Our minds on media.

Musings on the effects of media on cognition.

Your Degree of Ignorance

Without going in to too much detail, this morning I found myself on the wikipedia page for trace theory. Now, I don’t know anything about trace theory, but I thought I’d see if I could learn something. So, I figured, I’d first better figure out what trace monoids were. And in order to figure that out, you really need to know what just plain old monoids are. Annnnnd, in order to understand that concept, I needed to read up on algebraic structure. All that digging around in wikipedia got me thinking, though. A lot of mathematicians talk about their Erdös number, which is essentially the degrees of separation between them and a published Erdös collaborator. ((Incidentally, Paul Erdös is one of the most fascinating people I have ever read about.
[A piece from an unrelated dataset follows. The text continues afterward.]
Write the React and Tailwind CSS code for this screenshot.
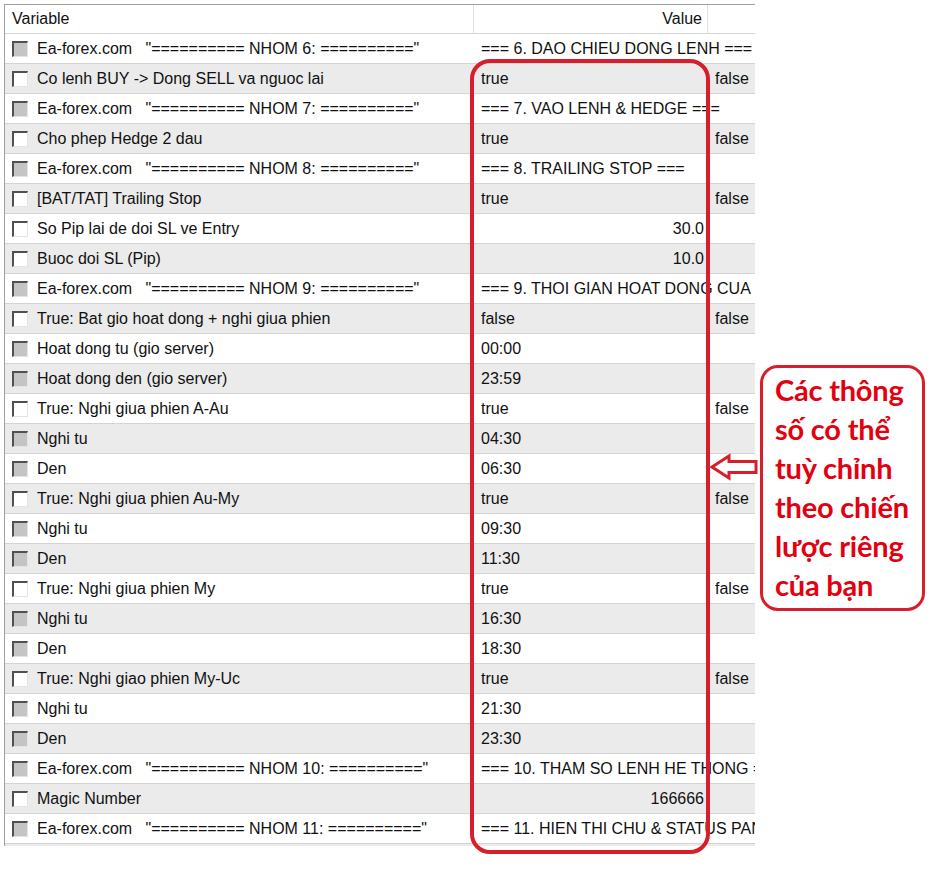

I highly recommend the book “The Man Who Loved Only Numbers.” He truly lived mathematics, working 19 hour days and foregoing a wife or children. He lived out of a suitcase and coauthored and wrote over 1500 mathematics papers.)) At any rate, your Erdös number is how close you are to having published with Erdös. It made me think about the number of articles I had to link through on Wikipedia before I got to a concept that was familiar. That number should be your degree of ignorance on a subject. So, for example, I am 3 degrees ignorant about trace theory.